WHAT IS BEING ASKED
Filter the data for lines with the word "components", then copy every line so identified.

DATA PROVIDED
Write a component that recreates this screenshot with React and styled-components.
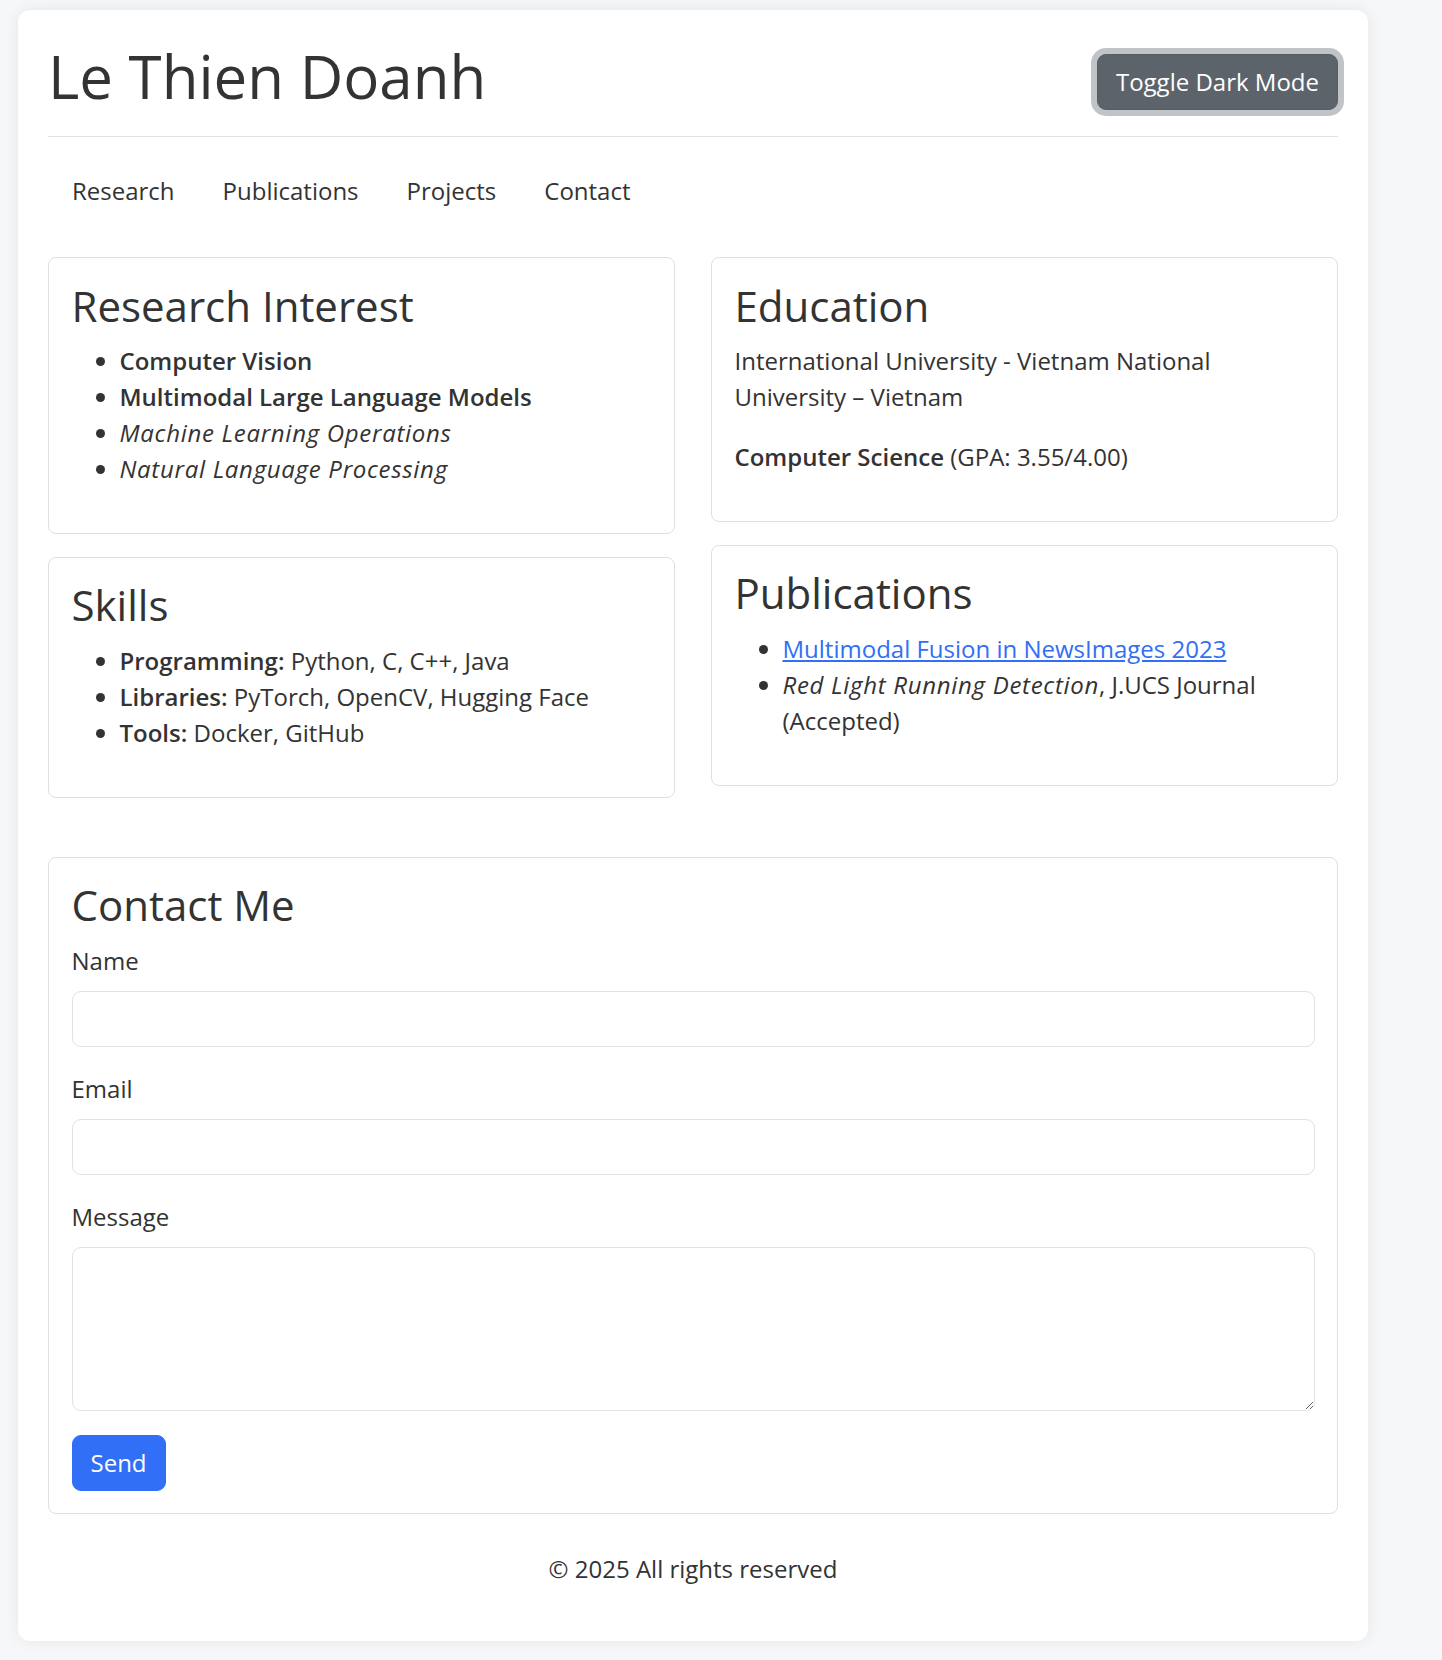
import React from 'react';
import styled, { createGlobalStyle } from 'styled-components';

const GlobalStyle = createGlobalStyle`
  body {
    margin: 0;
    background: #f6f7f9;
    font-family: "Open Sans", "Noto Sans", sans-serif;
    font-size: 24px;
    line-height: 1.5;
    color: #333;
  }
  * { box-sizing: border-box; }
  strong { font-weight: 600; }
  em { letter-spacing: 0.7px; }
`

const Page = styled.div`
  padding: 10px 0 20px 18px;
`

const Container = styled.div`
  width: 1350px;
  background: #fff;
  border-radius: 12px;
  padding: 30px;
  box-shadow: 0 0 16px rgba(0,0,0,0.07);
`

const Header = styled.header`
  display: flex;
  justify-content: space-between;
  align-items: center;
`

const Title = styled.h1`
  margin: 0 0 12px;
  font-size: 60px;
  font-weight: 400;
  line-height: 1.2;
`

const ToggleButton = styled.button`
  font-family: inherit;
  font-size: 24px;
  line-height: 36px;
  color: #fff;
  background: #5c636a;
  border: 1px solid #565e64;
  border-radius: 9px;
  padding: 9px 18px;
  box-shadow: 0 0 0 6px rgba(130,138,145,0.5);
  cursor: pointer;
`

const Rule = styled.hr`
  margin: 12px 0 24px;
  border: 0;
  border-top: 1px solid #e1e3e5;
`

const Nav = styled.nav`
  display: flex;
  margin-bottom: 36px;
`

const NavLink = styled.a`
  padding: 12px 24px;
  color: #333;
  text-decoration: none;
`

const Columns = styled.div`
  display: grid;
  grid-template-columns: 1fr 1fr;
  column-gap: 36px;
  align-items: start;
`

const Card = styled.section`
  border: 1px solid #dfdfdf;
  border-radius: 8px;
  padding: 22.5px;
  margin-bottom: ${props => props.mb ?? 22.5}px;
  margin-top: ${props => props.mt || 0}px;
`

const CardTitle = styled.h3`
  margin: 0 0 12px;
  font-size: 42px;
  font-weight: 400;
  line-height: 1.2;
`

const List = styled.ul`
  margin: 0 0 24px;
  padding-left: 48px;
`

const Text = styled.p`
  margin: 0 0 24px;
`

const Link = styled.a`
  color: #316ff6;
  text-decoration: underline;
`

const Field = styled.div`
  margin-bottom: 24px;
`

const Label = styled.label`
  display: block;
  margin-bottom: 12px;
`

const Input = styled.input`
  display: block;
  width: 100%;
  font-family: inherit;
  font-size: 24px;
  line-height: 36px;
  padding: 9px 18px;
  border: 1px solid #dee2e6;
  border-radius: 9px;
  color: #333;
  background: #fff;
`

const TextArea = styled(Input).attrs({ as: 'textarea' })`
  height: 164px;
  resize: vertical;
`

const SendButton = styled.button`
  font-family: inherit;
  font-size: 24px;
  line-height: 36px;
  color: #fff;
  background: #316ff6;
  border: 1px solid #316ff6;
  border-radius: 9px;
  padding: 9px 18px;
  cursor: pointer;
`

const Footer = styled.footer`
  text-align: center;
  margin-top: 37px;
  padding-bottom: 24px;
`

export default function App() {
  return (
    <Page>
      <GlobalStyle />
      <Container>
        <Header>
          <Title>Le Thien Doanh</Title>
          <ToggleButton>Toggle Dark Mode</ToggleButton>
        </Header>
        <Rule />
        <Nav>
          <NavLink href="#research">Research</NavLink>
          <NavLink href="#publications">Publications</NavLink>
          <NavLink href="#projects">Projects</NavLink>
          <NavLink href="#contact">Contact</NavLink>
        </Nav>

        <Columns>
          <div>
            <Card id="research">
              <CardTitle>Research Interest</CardTitle>
              <List>
                <li><strong>Computer Vision</strong></li>
                <li><strong>Multimodal Large Language Models</strong></li>
                <li><em>Machine Learning Operations</em></li>
                <li><em>Natural Language Processing</em></li>
              </List>
            </Card>
            <Card>
              <CardTitle>Skills</CardTitle>
              <List>
                <li><strong>Programming:</strong> Python, C, C++, Java</li>
                <li><strong>Libraries:</strong> PyTorch, OpenCV, Hugging Face</li>
                <li><strong>Tools:</strong> Docker, GitHub</li>
              </List>
            </Card>
          </div>
          <div>
            <Card>
              <CardTitle>Education</CardTitle>
              <Text>International University - Vietnam National University – Vietnam</Text>
              <Text><strong>Computer Science</strong> (GPA: 3.55/4.00)</Text>
            </Card>
            <Card id="publications">
              <CardTitle>Publications</CardTitle>
              <List>
                <li><Link href="#">Multimodal Fusion in NewsImages 2023</Link></li>
                <li><em>Red Light Running Detection</em>, J.UCS Journal (Accepted)</li>
              </List>
            </Card>
          </div>
        </Columns>

        <Card id="contact" mt={36} mb={0}>
          <CardTitle>Contact Me</CardTitle>
          <Field>
            <Label>Name</Label>
            <Input type="text" />
          </Field>
          <Field>
            <Label>Email</Label>
            <Input type="email" />
          </Field>
          <Field>
            <Label>Message</Label>
            <TextArea rows={4} />
          </Field>
          <SendButton>Send</SendButton>
        </Card>

        <Footer>© 2025 All rights reserved</Footer>
      </Container>
    </Page>
  );
}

TASK RESPONSE
Write a component that recreates this screenshot with React and styled-components.
import styled, { createGlobalStyle } from 'styled-components';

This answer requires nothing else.